Pouring Concrete with Surgical Precision

Boulders were cut flush with interior walls and new concrete walls were poured down into board forms to remedy the original sandstone boulder foundation. Paul explains, “We cut back the floor 12 inches, then poured concrete, added anchor bolts and new hangers. We added rebar dowels 18 inches on center into the bricks to attach the old brick to the new concrete. It was very surgical. You can’t shake an unreinforced, 100-year-old building. You can’t use impact tools. But the concrete turned out so well, the architect decided to leave the structural concrete exposed as part of the project.”
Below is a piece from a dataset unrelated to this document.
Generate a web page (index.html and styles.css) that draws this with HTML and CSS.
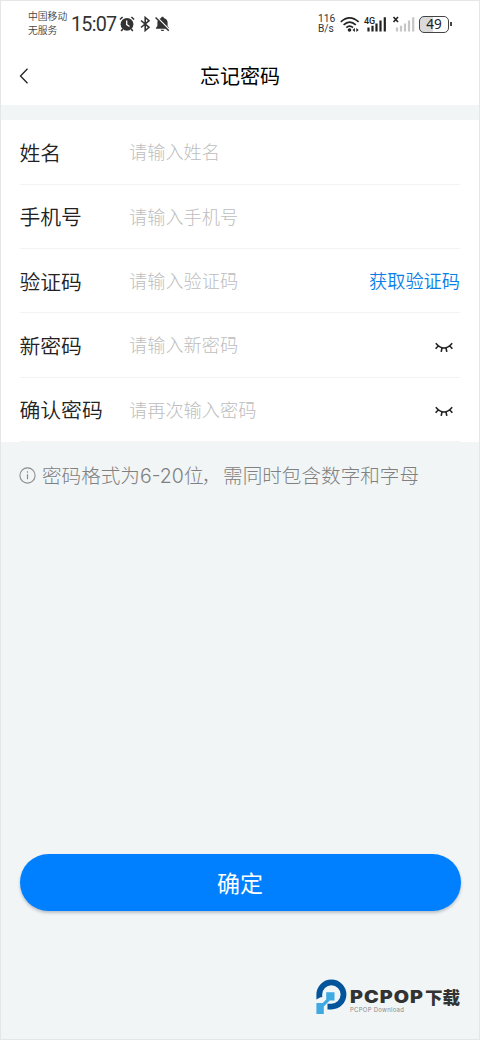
FILE: index.html
```html
<!DOCTYPE html>
<html lang="zh-CN">
<head>
<meta charset="utf-8">
<title>忘记密码</title>
<link rel="stylesheet" href="styles.css">
</head>
<body>
<div class="screen">
  <header class="top">
    <div class="status">
      <div class="carrier"><span>中国移动</span><span>无服务</span></div>
      <span class="clock">15:07</span>
      <svg class="ic-alarm" width="16" height="16" viewBox="0 0 16 16">
        <circle cx="8" cy="8.3" r="6.4" fill="#333"/>
        <path d="M.9 3.5 3.6 1M15.1 3.5 12.4 1M3.8 13 2.2 15M12.2 13l1.6 2" stroke="#333" stroke-width="1.6" fill="none"/>
        <path d="M7.7 4.6v4l2.8 1.9" stroke="#fff" stroke-width="1.3" fill="none"/>
      </svg>
      <svg class="ic-bt" width="11" height="16" viewBox="0 0 11 16">
        <path d="M1 4.5l8 6.8-3.8 3.2v-13L9 4.7l-8 6.8" stroke="#333" stroke-width="1.6" fill="none"/>
      </svg>
      <svg class="ic-bell" width="15" height="16" viewBox="0 0 15 16">
        <path d="M7.5.8c.9 0 1.3.5 1.3 1.2 2.5.6 3.8 2.3 3.8 4.5v3.5l1.5 1.9v.9H.9v-.9l1.5-1.9V6.5c0-2.2 1.3-3.9 3.8-4.5 0-.7.4-1.2 1.3-1.2zM5.7 13.700h3.6c-.2 1.700-3.400 1.700-3.600 0z" fill="#333"/>
        <path d="M1.600 1 14.800 14.200" stroke="#fff" stroke-width="1.500"/>
        <path d="M.6 1.500 13.800 14.700" stroke="#333" stroke-width="1.500"/>
      </svg>
      <div class="speed"><span>116</span><span>B/s</span></div>
      <svg class="ic-wifi" width="20" height="17" viewBox="0 0 20 17">
        <g fill="none" stroke="#222" stroke-width="1.700">
          <path d="M.8 5.800Q9.600-2.200 18.600 5.800"/><path d="M3.600 8.900Q9.600 3.300 15.800 8.900"/><path d="M6.300 11.700Q9.600 8.700 13 11.700"/>
        </g>
        <circle cx="9.500" cy="14" r="1.800" fill="#222"/>
        <path d="M12.500 14l2.400-1.900v3.800zM18.700 14l-2.400-1.900v3.800z" fill="#222"/>
      </svg>
      <svg class="ic-cell" width="24" height="18" viewBox="0 0 24 18">
        <text x="0" y="9" class="cell-text">4G</text>
        <path d="M4.500 12.500v4M8.500 10.800v5.700M12.500 8.500v8M16.500 5.500v11M20.800 2.200v14.300" stroke="#222" stroke-width="2.200"/>
      </svg>
      <svg class="ic-cell2" width="24" height="18" viewBox="0 0 24 18">
        <path d="M1.500 2l4.500 5M6 2 1.500 7" stroke="#222" stroke-width="1.600"/>
        <path d="M5 12.500v4M9 10.800v5.700M13 8.500v8M17 5.500v11M21.200 2.200v14.300" stroke="#c6c6c6" stroke-width="2.200"/>
      </svg>
      <div class="battery"><span>49</span></div>
    </div>
    <div class="nav">
      <svg class="back" width="10" height="18" viewBox="0 0 10 18"><path d="M8.500 1.800 1.500 9l7 7.200" fill="none" stroke="#222" stroke-width="1.300"/></svg>
      <h1>忘记密码</h1>
    </div>
  </header>

  <main class="form">
    <div class="row"><label>姓名</label><span class="hint">请输入姓名</span></div>
    <div class="row"><label>手机号</label><span class="hint">请输入手机号</span></div>
    <div class="row"><label>验证码</label><span class="hint">请输入验证码</span><a class="code">获取验证码</a></div>
    <div class="row"><label>新密码</label><span class="hint">请输入新密码</span>
      <svg class="eye" width="18" height="11" viewBox="0 0 18 11"><path d="M.8 1.200Q9 10.800 17.200 1.200M3.500 3.800.6 6.800M14.500 3.800l2.900 3M7 5.800 6.200 9.800M11 5.800l.8 4" fill="none" stroke="#222" stroke-width="1.600"/></svg>
    </div>
    <div class="row"><label>确认密码</label><span class="hint">请再次输入密码</span>
      <svg class="eye" width="18" height="11" viewBox="0 0 18 11"><path d="M.8 1.200Q9 10.800 17.200 1.200M3.500 3.800.6 6.800M14.500 3.800l2.900 3M7 5.800 6.200 9.800M11 5.800l.8 4" fill="none" stroke="#222" stroke-width="1.600"/></svg>
    </div>
  </main>

  <div class="note">
    <svg width="17" height="17" viewBox="0 0 17 17"><circle cx="8.500" cy="8.500" r="7.600" fill="none" stroke="#8c8c8c" stroke-width="1.100"/><path d="M8.500 7.200v5M8.500 4.200v1.500" stroke="#8c8c8c" stroke-width="1.200"/></svg>
    <p>密码格式为<span class="digits">6-20</span>位<span class="comma">，</span>需同时包含数字和字母</p>
  </div>

  <button class="submit">确定</button>

  <footer class="brand">
    <svg width="31" height="36" viewBox="0 0 31 36">
      <path d="M.4 20.500V15.500a15 15 0 1 1 15 15h-3.900v-5.800h3.900a9.200 9.200 0 1 0-9.200-9.200v2.800H4.500z" fill="#04549c"/>
      <path d="M10.200 13.200h8.300v8.300h-4.700L7.800 27.400v7.500H.4v-11h6.300l3.500-3.400z" fill="#41a9e2"/>
    </svg>
    <div class="brand-text">
      <div class="brand-name"><span class="latin">PCPOP</span><span class="han">下载</span></div>
      <span class="brand-sub">PCPOP Download</span>
    </div>
  </footer>
</div>
</body>
</html>
```
FILE: styles.css
```css
* { box-sizing: border-box; }
body {
  margin: 0;
  font-family: Roboto, "Noto Sans CJK SC", sans-serif;
  color: #222;
}
.screen {
  width: 480px;
  height: 1040px;
  display: flex;
  flex-direction: column;
  background: #f1f5f6;
  border: 1px solid #e4e6e7;
  overflow: hidden;
}
.top { height: 104px; background: #fff; flex: none; }
.status { height: 46px; display: flex; align-items: center; padding-left: 27px; white-space: nowrap; }
.status > * { flex: none; }
.carrier { width: 43px; display: flex; flex-direction: column; font-size: 9.8px; line-height: 14.5px; color: #444; font-weight: 350; }
.clock { width: 48px; font-size: 19.8px; line-height: 24px; letter-spacing: -.8px; color: #333; padding-top: 1px; }
.ic-bt { margin-left: 5px; }
.ic-bell { margin-left: 4px; }
.speed { width: 22px; margin-left: 148px; display: flex; flex-direction: column; font-size: 10.2px; line-height: 10px; color: #333; }
.speed span { height: 10px; }
.ic-wifi { margin-top: 1px; }
.ic-cell { margin-left: 4px; }
.ic-cell2 { margin-left: 4px; }
.cell-text { font: 500 9px Roboto, sans-serif; fill: #222; }
.battery {
  position: relative;
  width: 30px;
  height: 17px;
  margin-left: 3px;
  border: 1.5px solid #444;
  border-radius: 5px;
  background: linear-gradient(90deg, #dadada 48%, #fff 48%);
  font: 400 13.5px/14px "Noto Sans", sans-serif;
  text-align: center;
}
.battery::after {
  content: "";
  position: absolute;
  right: -4px;
  top: 5px;
  width: 2px;
  height: 4px;
  background: #444;
}
.nav { display: grid; grid-template-columns: 60px 1fr 60px; align-items: center; height: 58px; }
.back { margin-left: 18px; }
.nav h1 { margin: 0; padding-top: 2px; text-align: center; font-size: 20px; font-weight: 400; line-height: 30px; color: #000; }
.form { flex: none; margin-top: 15px; padding: 0 19px 0 18.5px; height: 322px; background: #fff; display: grid; grid-template-rows: 64.6px repeat(4, 64.35px); }
.row { display: flex; align-items: center; border-bottom: 1px solid #f3f3f3; white-space: nowrap; }
.row label { width: 109.5px; font-size: 20.8px; font-weight: 350; line-height: 30px; font-family: "Noto Sans CJK SC DemiLight", "Noto Sans CJK SC", sans-serif; }
.hint { flex: 1; padding-top: 3px; font-size: 18.2px; font-weight: 300; line-height: 28px; color: #bdbdbd; }
.code { padding-top: 3px; font-size: 18.2px; font-weight: 350; line-height: 28px; color: #0a80e6; }
.eye { margin-right: 7px; margin-top: 5px; }
.note { flex: none; display: flex; align-items: center; height: 30px; margin: 18px 0 0 18px; color: #808080; }
.note p { margin: 0 0 0 6px; padding-top: 3px; font-size: 19.6px; font-weight: 300; line-height: 30px; white-space: nowrap; }
.digits { font: 300 19.5px Inter, sans-serif; }
.comma { display: inline-block; margin-left: -2px; margin-right: 2px; }
.submit {
  flex: none;
  width: 441px;
  height: 57px;
  margin: 364px 0 0 18.5px;
  padding: 0 0 2px;
  border: 0;
  border-radius: 29px;
  background: #0080ff;
  box-shadow: 0 2px 3px rgba(60, 70, 90, .3);
  color: #fff;
  font: 400 23px/34px "Noto Sans CJK SC", sans-serif;
}
.brand { flex: none; display: flex; margin: 68px 0 0 315px; }
.brand-text { margin-left: 3px; padding-top: 8px; white-space: nowrap; }
.brand-name { display: flex; align-items: center; height: 20px; color: #333; }
.latin { width: 75px; font: 900 17px/20px Inter, sans-serif; letter-spacing: .9px; transform: scaleX(1.16); transform-origin: 0 50%; }
.han { font: 900 17.5px/20px "Noto Sans CJK SC", sans-serif; }
.brand-sub { display: block; font: 400 6px/6px Inter, sans-serif; letter-spacing: .25px; color: #8a8d90; }
```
Other retrofits included removing the rotten wood floors and pouring a slab on grade foundation. Floor framing and other elements were reused as architectural features as much as possible.

A Tall & Skinny Retrofit

Structural analysis was performed in multiple rounds to understand the exact weight of the three-story concrete and brick building. Paul notes, “Because the length and width of the diaphragm is so long and skinny, the building just wants to bend. Two concrete walls 120 feet apart in a building only 40 feet wide was a challenge. Sometimes we had to think in completely different directions. For example, a third of this building is brand new so we added a three-story brace frame in the middle.”

Bringing the Vision to Life

“Back in 2019,” Paul says, “the developer and I crawled into the attic, out an access hatch to the roof, where we eventually put the penthouse addition. We were looking down on State Street and the developers said, ‘Wouldn’t this be awesome? To have a deck or rooftop bar or something?’ It was fun to sit there, three years later, on that exact balcony and realize we got there. The best, most rewarding part of the project for me was being there, from the start to finish, and being part of the team.”